Starbucks announced March 16 that CEO Kevin Johnson was retiring. The company picked former longtime CEO Schultz as interim leader until it finds a permanent replacement by this fall. In his previous time with the company, the 68-year-old Schultz successfully fought attempts to unionize Starbucks’ U.S. stores and roasting plants.

In a November letter to employees, posted just before the first unionization votes at three stores in Buffalo, New York, Schultz said he tried to create the kind of company that his blue-collar father never had the chance to work for.

He recalled the “traumatic moment” his family had no income after his father suffered a workplace injury, and said that’s why Starbucks has benefits like health care, free college tuition, parental leave and stock grants for employees.

Starbucks has had to reinstate fired workers or pay to settle labor law violations numerous times in the early 2000s.

Last year, the national labor board found that Starbucks unlawfully retaliated against two Philadelphia baristas who were trying to unionize. The board said Starbucks monitored the employees’ social media, unlawfully spied on their conversations and then fired them. It ordered Starbucks to stop interfering with workers’ right to organize and offer reinstatement to the two workers.

Last week, the board issued a complaint against Starbucks alleging that district and store managers in Phoenix spied on and threatened workers who supported unionizing. The complaint says Starbucks suspended one union supporter and fired another.

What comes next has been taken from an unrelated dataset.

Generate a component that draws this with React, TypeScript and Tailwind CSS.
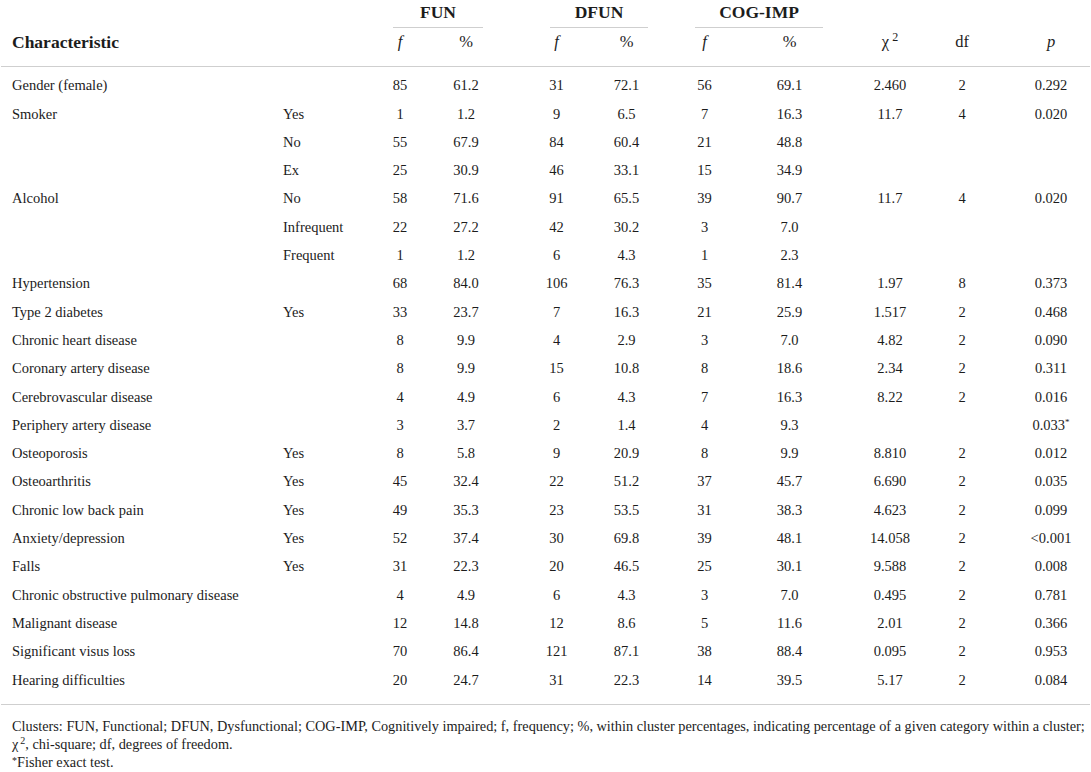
import React from "react";

type Row = {
    name: string;
    sub?: string;
    v: string[];
};

const rows: Row[] = [
    {name: "Gender (female)", v: ["85", "61.2", "31", "72.1", "56", "69.1", "2.460", "2", "0.292"]},
    {name: "Smoker", sub: "Yes", v: ["1", "1.2", "9", "6.5", "7", "16.3", "11.7", "4", "0.020"]},
    {name: "", sub: "No", v: ["55", "67.9", "84", "60.4", "21", "48.8", "", "", ""]},
    {name: "", sub: "Ex", v: ["25", "30.9", "46", "33.1", "15", "34.9", "", "", ""]},
    {name: "Alcohol", sub: "No", v: ["58", "71.6", "91", "65.5", "39", "90.7", "11.7", "4", "0.020"]},
    {name: "", sub: "Infrequent", v: ["22", "27.2", "42", "30.2", "3", "7.0", "", "", ""]},
    {name: "", sub: "Frequent", v: ["1", "1.2", "6", "4.3", "1", "2.3", "", "", ""]},
    {name: "Hypertension", v: ["68", "84.0", "106", "76.3", "35", "81.4", "1.97", "8", "0.373"]},
    {name: "Type 2 diabetes", sub: "Yes", v: ["33", "23.7", "7", "16.3", "21", "25.9", "1.517", "2", "0.468"]},
    {name: "Chronic heart disease", v: ["8", "9.9", "4", "2.9", "3", "7.0", "4.82", "2", "0.090"]},
    {name: "Coronary artery disease", v: ["8", "9.9", "15", "10.8", "8", "18.6", "2.34", "2", "0.311"]},
    {name: "Cerebrovascular disease", v: ["4", "4.9", "6", "4.3", "7", "16.3", "8.22", "2", "0.016"]},
    {name: "Periphery artery disease", v: ["3", "3.7", "2", "1.4", "4", "9.3", "", "", "0.033*"]},
    {name: "Osteoporosis", sub: "Yes", v: ["8", "5.8", "9", "20.9", "8", "9.9", "8.810", "2", "0.012"]},
    {name: "Osteoarthritis", sub: "Yes", v: ["45", "32.4", "22", "51.2", "37", "45.7", "6.690", "2", "0.035"]},
    {name: "Chronic low back pain", sub: "Yes", v: ["49", "35.3", "23", "53.5", "31", "38.3", "4.623", "2", "0.099"]},
    {name: "Anxiety/depression", sub: "Yes", v: ["52", "37.4", "30", "69.8", "39", "48.1", "14.058", "2", "<0.001"]},
    {name: "Falls", sub: "Yes", v: ["31", "22.3", "20", "46.5", "25", "30.1", "9.588", "2", "0.008"]},
    {name: "Chronic obstructive pulmonary disease", v: ["4", "4.9", "6", "4.3", "3", "7.0", "0.495", "2", "0.781"]},
    {name: "Malignant disease", v: ["12", "14.8", "12", "8.6", "5", "11.6", "2.01", "2", "0.366"]},
    {name: "Significant visus loss", v: ["70", "86.4", "121", "87.1", "38", "88.4", "0.095", "2", "0.953"]},
    {name: "Hearing difficulties", v: ["20", "24.7", "31", "22.3", "14", "39.5", "5.17", "2", "0.084"]},
];

// per-column nudges so the centred numbers sit where the printed table has them
const numCls = [
    "text-center pr-[5px]",
    "text-center pr-[14px]",
    "text-center pl-[8px]",
    "text-center pr-[7px]",
    "text-center pr-[7px]",
    "text-center pr-[11px]",
    "text-center pl-[12px]",
    "text-center pr-[11px]",
    "text-center pl-[2px]",
];

const grid = "grid grid-cols-[275px_95px_63px_78px_81px_74px_82px_92px_86px_81px_84px]";
const line = "border-[#cfcfcf]";

function Cell({value, cls}: {value: string; cls: string}) {
    if (value.endsWith("*")) {
        return (
            <div className={cls}>
                {value.slice(0, -1)}
                <span className="text-[9px] leading-none align-[5px]">*</span>
            </div>
        );
    }
    return <div className={cls}>{value}</div>;
}

function Group({label, pad, width}: {label: string; pad: string; width: string}) {
    return (
        <div className={"col-span-2 " + pad}>
            <div className={width + " text-center text-[17.5px] font-bold leading-[20px] pt-[1px] pb-[5px] border-b-[1.5px] " + line}>
                {label}
            </div>
        </div>
    );
}

export default function App() {
    return (
        <div className="w-[1091px] h-[772px] bg-white text-[#1c1c1c] font-['Liberation_Serif',serif] overflow-hidden">
            {/* header */}
            <div className={grid + " pt-[1px]"}>
                <div className="col-span-2"/>
                <Group label="FUN" pad="pl-[23px]" width="w-[90px]"/>
                <Group label="DFUN" pad="pl-[39px]" width="w-[98px]"/>
                <Group label="COG-IMP" pad="pl-[29px]" width="w-[128px]"/>
                <div className="col-span-3"/>
            </div>
            <div className={grid + " items-center h-[39px] pb-[9px] text-[16.5px] border-b-[1.5px] mx-[1px] " + line}>
                <div className="col-span-2 pl-[11px] font-bold text-[17.5px]">Characteristic</div>
                <div className={numCls[0] + " italic"}>f</div>
                <div className={numCls[1]}>%</div>
                <div className={numCls[2] + " italic"}>f</div>
                <div className={numCls[3]}>%</div>
                <div className={numCls[4] + " italic"}>f</div>
                <div className={numCls[5]}>%</div>
                <div className={numCls[6]}>
                    χ<sup className="text-[12px] leading-none ml-[3px]">2</sup>
                </div>
                <div className={numCls[7]}>df</div>
                <div className={numCls[8] + " italic"}>p</div>
            </div>

            {/* body */}
            <div className={"pt-[5px] pb-[9px] text-[14.5px] border-b-[1.5px] mx-[1px] " + line}>
                {rows.map((r, i) => (
                    <div key={i} className={grid + " h-[28.3px] items-center"}>
                        <div className="pl-[11px] whitespace-nowrap">{r.name}</div>
                        <div className="pl-[7px]">{r.sub ?? ""}</div>
                        {r.v.map((v, j) => (
                            <Cell key={j} value={v} cls={numCls[j]}/>
                        ))}
                    </div>
                ))}
            </div>

            {/* footnotes */}
            <div className="pt-[12px] pl-[12px] text-[14.3px] leading-[18px] whitespace-nowrap">
                <p>
                    Clusters: FUN, Functional; DFUN, Dysfunctional; COG-IMP, Cognitively impaired; f, frequency; %, within cluster percentages, indicating percentage of a given category within a cluster;
                </p>
                <p>
                    χ<sup className="text-[10px] leading-none ml-[2px]">2</sup>, chi-square; df, degrees of freedom.
                </p>
                <p>
                    <span className="text-[10px] leading-none align-[3px]">*</span>Fisher exact test.
                </p>
            </div>
        </div>
    );
}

Sydney Durkin, who works at the Seattle store, told the newspaper that in the past these may have been jobs people only stayed in for a few years, but increasingly they are becoming people's livelihood.

“This is a signal for the larger food industry that it is changing and it is building toward something hopefully more sustainable,” Durkin said.

“We will respect the process and will bargain in good faith … We hope that the union does the same,” a Starbucks company spokesperson said in a statement.